Italian film director Antonino Lakshen Sucameli, an Osho disciple himself, is in talks with production companies in both India and abroad as well as senior Indian actors to resume work on "Osho: The Film", which was conceptualised more than five years ago.
The 54-year-old, who was in Nepal this month to attend a course at the Osho Tapoban in Kathmandu, is now back in India to hold talks with powerful Tamil superstar Kamal Haasan and Bollywood star Sanjay Dutt, an associate in Nepal said.
"The shooting will start by next year, " Swami Rishi from Osho Tapoban, Kathmandu told. "Part of the film will be shot in India."
When Sucameli, known for his mystic films "Blue Line" and "Zorba Il Buddha", began work on the script, Kabir Bedi and Irrfan Khan were also approached to act in it.

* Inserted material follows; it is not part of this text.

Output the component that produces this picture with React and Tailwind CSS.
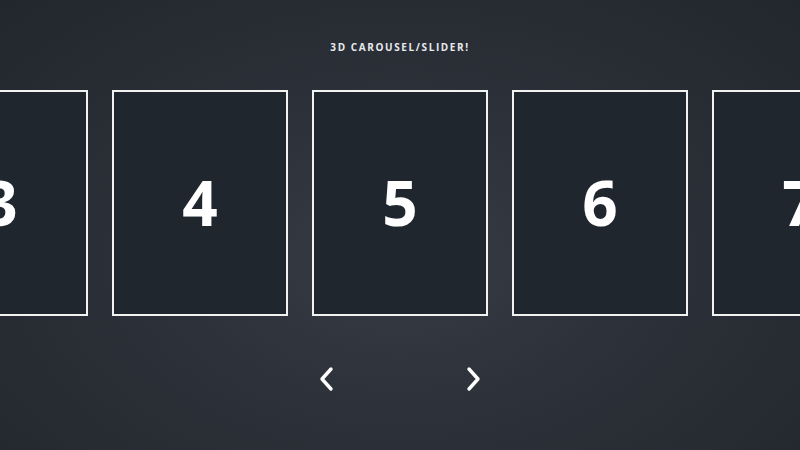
import { useState } from 'react';

const slides = [3, 4, 5, 6, 7];

const Chevron = ({ dir }) => (
  <svg width="18" height="26" viewBox="0 0 18 26" fill="none" stroke="white" strokeWidth="3.4" strokeLinecap="round" strokeLinejoin="round">
    {dir === 'left' ? <path d="M13 3 L4 13 L13 23" /> : <path d="M5 3 L14 13 L5 23" />}
  </svg>
);

export default function App() {
  const [active, setActive] = useState(5);

  return (
    <div
      className="w-[800px] h-[450px] overflow-hidden flex flex-col items-center bg-[radial-gradient(ellipse_at_50%_58%,#373c44_0%,#2c3139_45%,#22272e_100%)]"
      style={{ fontFamily: '"Open Sans", "Noto Sans", sans-serif' }}
    >
      <h1 className="mt-[40px] text-[10px] leading-[14px] font-bold tracking-[0.16em] text-[#e8eaee]">
        3D CAROUSEL/SLIDER!
      </h1>

      <div className="mt-[36px] w-full flex justify-center gap-[24px]">
        {slides.map((n) => (
          <div
            key={n}
            className="shrink-0 w-[176px] h-[226px] border-2 border-[#f2f2f2] bg-[#1f262d] flex items-center justify-center"
          >
            <span className="text-[62px] leading-none font-bold text-white -mt-[2px]">{n}</span>
          </div>
        ))}
      </div>

      <div className="mt-[50px] flex items-center gap-[128px]">
        <button onClick={() => setActive(active - 1)} className="w-[18px] h-[26px] flex items-center justify-center">
          <Chevron dir="left" />
        </button>
        <button onClick={() => setActive(active + 1)} className="w-[18px] h-[26px] flex items-center justify-center">
          <Chevron dir="right" />
        </button>
      </div>
    </div>
  );
}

The director is still looking for a Hollywood actress to play Clara, the journalist through whose eyes the mesmerising - as well as turbulent - life of Osho will unfold.
Inspired by Bertolucci's "Little Buddha" and Oliver Stone's "JFK", Sucameli plans to weave in his film videos on Osho, who was born Chandra Mohan Jain in Madhya Pradesh in 1931 and in the 1970s established himself as a new age guru advocating a luxurious life-style as well as experimental therapies that combined sex with violence.
When Clara arrives in the ashram to investigate Osho's life, including his deportation from the US in 1985, she falls in love with his Indian security chief Satyam, and an East-West love story punctuated by flashbacks from India's colonial past forms the core of the film.
Sucameli met Osho in 1978 when he arrived in India and became his disciple.
Osho's sensational life has attracted other filmmakers as well. In 2006, an Indian company, Media One Venture of Chandigarh, had announced plan to make a film, "Guru of Sex" that was to have cast Sir Ben Kingsley as Osho.